Sunday, March 7, 2010

I'm A Winter Olympics Junkie

Across the Fence #277

I've got to admit it; I’m a Winter Olympics junkie. I seldom watch television, but for the last two weeks, I’ve been plunked down in front of our TV each evening. On the evenings when I had meetings, I recorded the coverage so I could watch it later, even though I knew the results by that time.

I like the Winter Olympics better than the Summer Olympics. Maybe it’s because we live in the Frozen Tundra, where the snow is as high as an elephant’s eye, and it “sometimes” looks like its climbing way up to the sky. Maybe we can change the name of that song from Oklahoma to Wisconsin. It might also be that I’m more familiar with those winter sports and have participated in several of them. Not at an Olympic level, needless to say.

I don’t know a Double Salchow from a Triple Toe Loop, but I’ve ski jumped, downhill skied, and raced cross-country. However, I’ve never tried those crazy aerial maneuvers and jumps. I’ve had some spectacular falls that may have rivaled a “forward 180 with a double-twisting, 360 backward, face-planting, belly-flopper,” but I wasn’t trying to do any tricks at the time. As anyone who’s skied knows, every once in a while, a snow snake will jump up and grab your ski.

We never ice skated when I was young, although we did play hockey… sort of. We’d clear the snow off the pond in the back forty to make our hockey rink. Our hockey sticks were made from tobacco laths. We’d cut a foot-long piece from a lath and nail it at an angle to another lath. I can’t remember what we used for a puck. We didn’t have skates so we just used our winter four-buckle boots and we were ready for action. Unfortunately boots are rather slippery and we took some nasty falls. It’s surprising we never got seriously hurt. I guess I bounced better when I was young.

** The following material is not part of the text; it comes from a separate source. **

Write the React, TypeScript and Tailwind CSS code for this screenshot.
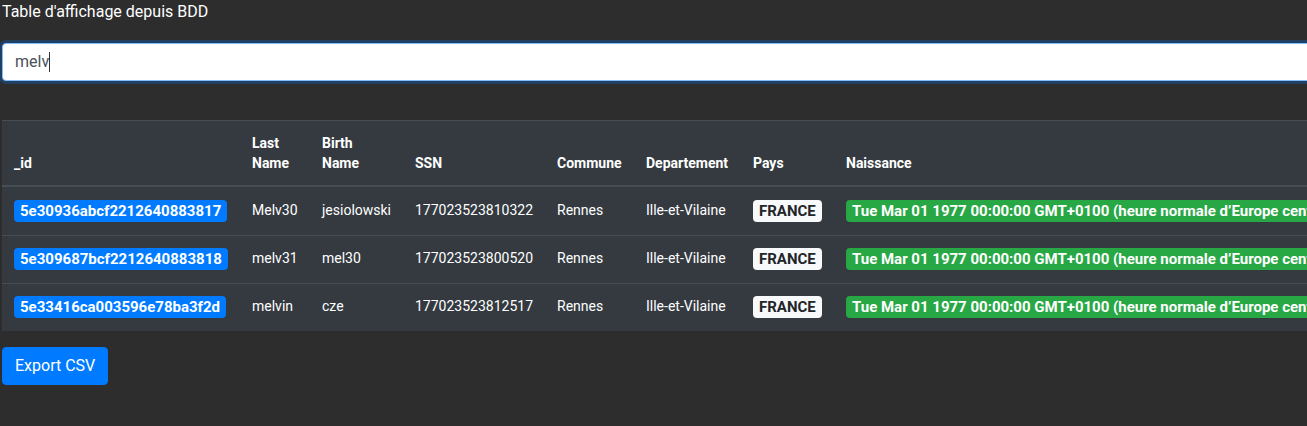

Those tobacco laths were also used for ski poles. Needless to say they didn’t work real good because they didn’t have baskets like real ski poles, but they were better than nothing. Many times they got stuck in the snow and we kept going. Then we had to stop, and go back to get them. It’s surprising how many things a simple tobacco lath could be made into. You didn’t have to go out and spend a lot of money on fancy equipment.

I think everyone has gone sledding at one time or another. Now it’s an Olympic event called luge. Most of us would lie on our stomachs and go headfirst instead of on our backs as they do in luge. We also didn’t rocket down a hill at 90 miles an hour, although that would have been rather exciting. Almost as exciting as crashing into a tree or barbed wire fence, that most of our sledding places seemed to have an abundance of.

Perhaps another thing that draws us to the Winter Olympics is the high degree of danger involved in many of the sports. It’s like going to a stock car race. It gets pretty boring unless you have a few spectacular wrecks. It’s the old thrill of victory and the agony of defeat. How many times did we see that poor ski jumper fall and go bouncing off the scaffold on the Wide World of Sports?

I can also sympathize with skier Lindsey Vonn and her bruised shin. While downhill skiing one night, I hit a patch of ice and went flying into the trees alongside the ski run. I slammed into a tree hard enough to pop both skis off and ended up straddling the tree. The sight of me sitting there, in agony, hugging the tree, would have made a great cartoon. Once I determined I could still stand up and nothing appeared to be broken, I skied to the bottom of the hill. By the time I took my boot off, I had a knot on my shin the size of my fist. There’s no way I could have skied again for the next month. I don’t know how she did it. A bone bruise on the shin is very painful for downhill skiing.

Speaking of painful, if you’ve ever tried cross-country ski racing, you know what painful can be. I raced for 15 years and know how those skiers felt when they crossed the finish line and collapsed. I wish I was in half the shape I was when I raced. Those Olympic skiers have to be some of the most fit and conditioned athletes in any sport. They use both upper and lower body muscles and their heart and lungs need to be in super shape to go at the speeds they maintain for over two hours straight. I’m glad they finally showed some cross-country events. As a Norwegian-American I had to cheer for Petter Northug from Norway. After he won the 50 K race in a sprint to the finish, I was so fired up, I grabbed my skis and headed for the ski hill in Timber Coulee. Petter is safe, I’d never come close to him in a race, but I had fun.

Now the 2010 games are over and I’m in withdrawal. I guess I’ll get off the couch, head outside, and enjoy the snow before it all melts.